In 2005, C++ is still the king of high-performance software, but it’s a dangerous crown to wear. One missing delete or one "off-by-one" array access can bring down a server after days of running. If you're developing on Linux, your best friend is Valgrind, and specifically its Memcheck tool.

What is Valgrind?

Valgrind is a virtual machine that uses just-in-time (JIT) compilation techniques to instrument your executable.

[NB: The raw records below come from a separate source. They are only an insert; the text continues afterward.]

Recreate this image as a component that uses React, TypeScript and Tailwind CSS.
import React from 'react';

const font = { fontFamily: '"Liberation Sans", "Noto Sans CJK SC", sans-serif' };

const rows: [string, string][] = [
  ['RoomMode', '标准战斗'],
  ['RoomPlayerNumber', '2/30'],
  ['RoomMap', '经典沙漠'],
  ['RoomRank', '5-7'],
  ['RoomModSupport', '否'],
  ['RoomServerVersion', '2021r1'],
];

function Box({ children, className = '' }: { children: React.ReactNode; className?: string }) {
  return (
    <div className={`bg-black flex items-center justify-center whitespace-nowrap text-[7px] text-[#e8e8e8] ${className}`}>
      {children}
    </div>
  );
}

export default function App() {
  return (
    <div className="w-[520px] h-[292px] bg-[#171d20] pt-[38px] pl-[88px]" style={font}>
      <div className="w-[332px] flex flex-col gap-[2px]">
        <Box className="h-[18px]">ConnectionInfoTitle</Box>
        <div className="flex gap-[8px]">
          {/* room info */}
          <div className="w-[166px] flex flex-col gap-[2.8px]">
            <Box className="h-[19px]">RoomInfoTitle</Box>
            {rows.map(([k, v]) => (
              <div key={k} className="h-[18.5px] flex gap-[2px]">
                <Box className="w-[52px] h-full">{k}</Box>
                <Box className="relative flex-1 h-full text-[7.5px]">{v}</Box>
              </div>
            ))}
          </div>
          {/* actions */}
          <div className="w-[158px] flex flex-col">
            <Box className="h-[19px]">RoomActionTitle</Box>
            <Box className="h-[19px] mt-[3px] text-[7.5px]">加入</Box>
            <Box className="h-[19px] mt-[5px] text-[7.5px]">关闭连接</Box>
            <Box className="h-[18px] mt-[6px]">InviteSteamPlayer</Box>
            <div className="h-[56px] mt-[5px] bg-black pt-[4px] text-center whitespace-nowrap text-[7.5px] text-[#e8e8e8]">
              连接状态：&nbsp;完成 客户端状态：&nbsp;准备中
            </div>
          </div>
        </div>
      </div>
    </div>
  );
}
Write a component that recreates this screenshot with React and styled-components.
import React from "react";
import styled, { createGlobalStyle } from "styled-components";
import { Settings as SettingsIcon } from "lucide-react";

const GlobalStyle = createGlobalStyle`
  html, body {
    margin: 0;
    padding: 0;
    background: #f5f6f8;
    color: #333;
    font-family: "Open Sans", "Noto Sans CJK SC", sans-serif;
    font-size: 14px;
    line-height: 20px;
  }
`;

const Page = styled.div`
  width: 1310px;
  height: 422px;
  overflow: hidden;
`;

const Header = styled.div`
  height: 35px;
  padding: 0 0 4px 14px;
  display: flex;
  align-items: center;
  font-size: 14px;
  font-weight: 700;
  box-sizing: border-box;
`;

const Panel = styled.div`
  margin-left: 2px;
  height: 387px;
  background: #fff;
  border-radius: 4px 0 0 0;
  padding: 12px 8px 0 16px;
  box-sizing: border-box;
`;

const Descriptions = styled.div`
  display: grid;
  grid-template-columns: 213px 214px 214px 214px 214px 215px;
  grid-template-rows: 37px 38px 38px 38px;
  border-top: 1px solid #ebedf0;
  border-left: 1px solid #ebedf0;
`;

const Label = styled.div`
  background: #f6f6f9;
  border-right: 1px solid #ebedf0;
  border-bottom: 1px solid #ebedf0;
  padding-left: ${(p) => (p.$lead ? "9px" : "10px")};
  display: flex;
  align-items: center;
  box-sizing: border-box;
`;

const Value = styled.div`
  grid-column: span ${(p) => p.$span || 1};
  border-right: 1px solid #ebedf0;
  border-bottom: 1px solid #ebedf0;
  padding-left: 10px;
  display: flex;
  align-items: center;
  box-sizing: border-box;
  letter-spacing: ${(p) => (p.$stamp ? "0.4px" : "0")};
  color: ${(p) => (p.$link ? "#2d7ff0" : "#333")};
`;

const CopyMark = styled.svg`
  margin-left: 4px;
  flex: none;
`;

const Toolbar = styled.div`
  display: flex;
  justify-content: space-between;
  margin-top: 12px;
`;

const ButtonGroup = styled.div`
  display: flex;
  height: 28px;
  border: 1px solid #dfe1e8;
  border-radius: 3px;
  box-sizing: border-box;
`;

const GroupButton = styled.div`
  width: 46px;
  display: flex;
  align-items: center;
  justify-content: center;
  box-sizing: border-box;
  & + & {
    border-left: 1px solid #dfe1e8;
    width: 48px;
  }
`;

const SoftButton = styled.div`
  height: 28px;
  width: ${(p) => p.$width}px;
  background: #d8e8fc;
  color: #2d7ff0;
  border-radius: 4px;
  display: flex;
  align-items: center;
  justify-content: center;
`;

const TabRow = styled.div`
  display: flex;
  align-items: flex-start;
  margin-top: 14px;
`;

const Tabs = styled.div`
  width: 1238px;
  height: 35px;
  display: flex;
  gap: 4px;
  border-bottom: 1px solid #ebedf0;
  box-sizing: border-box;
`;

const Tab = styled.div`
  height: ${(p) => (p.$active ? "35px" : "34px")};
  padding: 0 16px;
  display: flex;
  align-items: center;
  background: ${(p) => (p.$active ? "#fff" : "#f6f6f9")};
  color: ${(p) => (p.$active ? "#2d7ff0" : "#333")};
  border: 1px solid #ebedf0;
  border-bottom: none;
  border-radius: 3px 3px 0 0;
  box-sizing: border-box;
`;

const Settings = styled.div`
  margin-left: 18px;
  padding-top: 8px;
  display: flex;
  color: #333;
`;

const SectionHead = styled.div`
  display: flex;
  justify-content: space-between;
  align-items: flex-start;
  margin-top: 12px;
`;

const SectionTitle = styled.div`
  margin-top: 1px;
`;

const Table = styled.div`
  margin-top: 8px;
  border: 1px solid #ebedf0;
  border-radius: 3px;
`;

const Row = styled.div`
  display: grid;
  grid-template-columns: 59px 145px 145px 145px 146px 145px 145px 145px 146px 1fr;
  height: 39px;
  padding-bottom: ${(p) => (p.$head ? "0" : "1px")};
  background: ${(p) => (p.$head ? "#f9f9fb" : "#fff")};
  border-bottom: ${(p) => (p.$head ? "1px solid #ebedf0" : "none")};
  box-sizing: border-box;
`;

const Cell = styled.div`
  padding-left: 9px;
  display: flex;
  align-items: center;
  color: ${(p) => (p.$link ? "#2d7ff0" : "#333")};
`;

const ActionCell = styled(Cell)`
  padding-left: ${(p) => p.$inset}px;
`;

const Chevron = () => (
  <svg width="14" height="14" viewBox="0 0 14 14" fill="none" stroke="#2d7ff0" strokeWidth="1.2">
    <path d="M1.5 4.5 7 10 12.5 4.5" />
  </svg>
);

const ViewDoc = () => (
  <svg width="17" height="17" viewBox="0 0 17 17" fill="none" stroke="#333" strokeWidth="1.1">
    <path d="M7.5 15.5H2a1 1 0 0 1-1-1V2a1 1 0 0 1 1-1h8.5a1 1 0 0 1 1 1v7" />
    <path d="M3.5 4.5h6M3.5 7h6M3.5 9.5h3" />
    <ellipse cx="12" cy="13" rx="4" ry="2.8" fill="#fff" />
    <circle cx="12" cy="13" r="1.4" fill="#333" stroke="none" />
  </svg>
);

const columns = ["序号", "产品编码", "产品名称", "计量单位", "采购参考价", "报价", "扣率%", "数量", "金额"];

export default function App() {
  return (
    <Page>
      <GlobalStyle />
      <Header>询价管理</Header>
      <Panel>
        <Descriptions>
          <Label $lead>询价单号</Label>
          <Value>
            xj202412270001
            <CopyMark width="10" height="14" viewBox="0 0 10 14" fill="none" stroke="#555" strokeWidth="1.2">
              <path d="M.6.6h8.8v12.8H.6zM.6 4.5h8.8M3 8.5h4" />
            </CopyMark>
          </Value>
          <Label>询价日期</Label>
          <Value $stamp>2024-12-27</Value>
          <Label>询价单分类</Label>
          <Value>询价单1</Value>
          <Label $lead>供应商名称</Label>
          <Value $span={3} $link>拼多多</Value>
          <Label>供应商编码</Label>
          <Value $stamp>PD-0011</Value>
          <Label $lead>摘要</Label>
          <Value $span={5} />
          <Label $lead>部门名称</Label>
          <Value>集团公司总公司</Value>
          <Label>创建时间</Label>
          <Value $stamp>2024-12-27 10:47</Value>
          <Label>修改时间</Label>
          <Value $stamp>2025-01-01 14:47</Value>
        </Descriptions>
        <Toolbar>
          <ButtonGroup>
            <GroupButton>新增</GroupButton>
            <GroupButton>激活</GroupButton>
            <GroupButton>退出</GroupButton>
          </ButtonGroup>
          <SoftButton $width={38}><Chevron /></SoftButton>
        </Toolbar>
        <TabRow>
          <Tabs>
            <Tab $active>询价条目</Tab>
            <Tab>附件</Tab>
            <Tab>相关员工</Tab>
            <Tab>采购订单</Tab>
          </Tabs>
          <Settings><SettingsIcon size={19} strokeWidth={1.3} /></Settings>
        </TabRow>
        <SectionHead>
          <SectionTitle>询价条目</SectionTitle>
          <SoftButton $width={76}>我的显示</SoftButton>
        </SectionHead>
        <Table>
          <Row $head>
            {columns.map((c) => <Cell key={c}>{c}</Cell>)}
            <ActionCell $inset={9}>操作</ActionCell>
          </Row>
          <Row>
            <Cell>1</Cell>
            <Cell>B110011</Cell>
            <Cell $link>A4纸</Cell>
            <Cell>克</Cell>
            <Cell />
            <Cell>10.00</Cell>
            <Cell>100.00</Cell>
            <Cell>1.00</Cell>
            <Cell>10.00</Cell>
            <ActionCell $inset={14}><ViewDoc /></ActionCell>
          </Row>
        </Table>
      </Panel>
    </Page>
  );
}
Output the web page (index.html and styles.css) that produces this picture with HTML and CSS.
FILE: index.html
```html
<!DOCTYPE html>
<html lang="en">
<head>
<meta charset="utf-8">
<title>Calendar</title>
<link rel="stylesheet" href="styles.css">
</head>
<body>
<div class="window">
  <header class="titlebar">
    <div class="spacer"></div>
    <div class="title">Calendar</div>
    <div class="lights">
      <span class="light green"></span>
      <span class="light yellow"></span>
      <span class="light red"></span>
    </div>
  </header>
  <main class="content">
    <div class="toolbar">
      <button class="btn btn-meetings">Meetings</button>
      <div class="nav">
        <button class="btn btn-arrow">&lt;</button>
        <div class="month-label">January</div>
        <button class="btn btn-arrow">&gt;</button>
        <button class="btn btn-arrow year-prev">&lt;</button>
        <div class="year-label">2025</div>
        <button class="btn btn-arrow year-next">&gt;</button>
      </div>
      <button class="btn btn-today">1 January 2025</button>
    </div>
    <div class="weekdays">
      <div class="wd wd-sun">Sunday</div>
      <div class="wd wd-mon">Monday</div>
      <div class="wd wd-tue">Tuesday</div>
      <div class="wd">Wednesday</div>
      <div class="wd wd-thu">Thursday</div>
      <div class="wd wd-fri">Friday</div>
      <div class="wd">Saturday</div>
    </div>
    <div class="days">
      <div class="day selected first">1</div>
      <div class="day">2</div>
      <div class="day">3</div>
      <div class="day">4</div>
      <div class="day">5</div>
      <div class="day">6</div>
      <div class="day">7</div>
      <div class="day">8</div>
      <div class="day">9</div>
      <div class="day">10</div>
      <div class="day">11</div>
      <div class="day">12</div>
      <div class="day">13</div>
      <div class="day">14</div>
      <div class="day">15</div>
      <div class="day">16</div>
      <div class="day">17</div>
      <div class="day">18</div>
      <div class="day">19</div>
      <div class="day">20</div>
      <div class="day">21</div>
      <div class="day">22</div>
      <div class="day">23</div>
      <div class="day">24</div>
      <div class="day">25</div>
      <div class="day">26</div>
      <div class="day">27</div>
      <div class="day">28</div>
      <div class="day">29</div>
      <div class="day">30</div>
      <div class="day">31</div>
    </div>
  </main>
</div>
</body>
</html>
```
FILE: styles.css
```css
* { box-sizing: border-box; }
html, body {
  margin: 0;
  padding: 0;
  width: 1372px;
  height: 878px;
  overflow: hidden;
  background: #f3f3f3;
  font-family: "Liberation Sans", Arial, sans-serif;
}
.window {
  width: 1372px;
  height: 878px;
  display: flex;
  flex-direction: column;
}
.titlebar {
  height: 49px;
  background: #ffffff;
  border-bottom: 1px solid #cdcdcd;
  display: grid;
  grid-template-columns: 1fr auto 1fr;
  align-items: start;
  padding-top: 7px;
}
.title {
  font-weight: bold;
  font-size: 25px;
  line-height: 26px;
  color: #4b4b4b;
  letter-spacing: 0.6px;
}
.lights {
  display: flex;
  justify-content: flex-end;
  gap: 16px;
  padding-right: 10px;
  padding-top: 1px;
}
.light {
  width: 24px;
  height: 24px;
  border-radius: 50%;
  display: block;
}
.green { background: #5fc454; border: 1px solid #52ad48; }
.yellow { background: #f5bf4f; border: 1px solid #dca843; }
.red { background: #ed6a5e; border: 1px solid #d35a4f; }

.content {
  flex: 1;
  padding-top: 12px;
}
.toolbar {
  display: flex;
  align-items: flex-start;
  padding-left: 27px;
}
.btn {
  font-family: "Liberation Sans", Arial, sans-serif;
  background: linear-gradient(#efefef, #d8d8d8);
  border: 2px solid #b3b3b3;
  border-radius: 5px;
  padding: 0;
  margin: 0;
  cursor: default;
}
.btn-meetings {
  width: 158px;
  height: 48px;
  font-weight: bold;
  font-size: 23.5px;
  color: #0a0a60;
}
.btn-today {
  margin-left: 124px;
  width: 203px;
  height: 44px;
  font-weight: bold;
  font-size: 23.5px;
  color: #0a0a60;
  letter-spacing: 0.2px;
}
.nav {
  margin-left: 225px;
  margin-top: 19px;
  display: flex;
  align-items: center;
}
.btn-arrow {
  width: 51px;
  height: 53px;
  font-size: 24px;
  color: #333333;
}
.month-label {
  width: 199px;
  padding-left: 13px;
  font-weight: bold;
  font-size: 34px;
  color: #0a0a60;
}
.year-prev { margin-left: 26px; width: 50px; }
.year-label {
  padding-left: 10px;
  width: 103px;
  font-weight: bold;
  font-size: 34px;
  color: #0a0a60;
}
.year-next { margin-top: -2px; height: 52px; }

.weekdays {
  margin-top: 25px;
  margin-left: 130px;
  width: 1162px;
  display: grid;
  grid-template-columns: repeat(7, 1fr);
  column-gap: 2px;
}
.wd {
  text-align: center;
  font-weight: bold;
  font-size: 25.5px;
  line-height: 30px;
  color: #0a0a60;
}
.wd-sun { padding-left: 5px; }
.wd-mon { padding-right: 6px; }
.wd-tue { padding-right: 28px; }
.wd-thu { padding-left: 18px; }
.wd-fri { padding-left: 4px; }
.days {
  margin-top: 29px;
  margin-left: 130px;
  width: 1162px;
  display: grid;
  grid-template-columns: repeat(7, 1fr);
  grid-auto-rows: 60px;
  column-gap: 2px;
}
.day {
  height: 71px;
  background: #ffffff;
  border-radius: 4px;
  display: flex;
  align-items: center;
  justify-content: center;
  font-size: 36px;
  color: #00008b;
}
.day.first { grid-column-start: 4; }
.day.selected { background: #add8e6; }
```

It doesn't just watch your code; it runs it in a synthetic environment where it can track every single memory allocation and access.

Finding a Leak

Imagine we have a classic C++ memory leak:

#include <stdlib.h>

void make_leak() {
    int* x = (int*)malloc(10 * sizeof(int));
    x[10] = 0; // Out of bounds access!
    // We forgot to free(x)!
}

int main() {
    make_leak();
    return 0;
}

Running Memcheck

You don't need to recompile your code with special flags (though -g helps for line numbers). You just run your program through Valgrind:

valgrind --leak-check=full ./my_leaky_app

Valgrind will produce a detailed report:

  • Invalid write of size 4: It caught the x[10] access.
  • definitely lost: It identified the 40 bytes that were allocated but never freed.

Why It's Essential

Before Valgrind became mainstream, we had to rely on manual audits or expensive proprietary tools. Valgrind changed the game by being free (GPL) and incredibly thorough. It can detect:

  • Use of uninitialized memory.
  • Reading/writing memory after it has been freed.
  • Reading/writing off the end of malloc'd blocks.
  • Memory leaks.

The performance hit is significant-your app will run 10-50x slower under Valgrind-but the peace of mind you get from a clean "ERROR SUMMARY: 0 errors" report is priceless. If you aren't running your test suite through Valgrind in 2005, you're essentially shipping time bombs to your customers.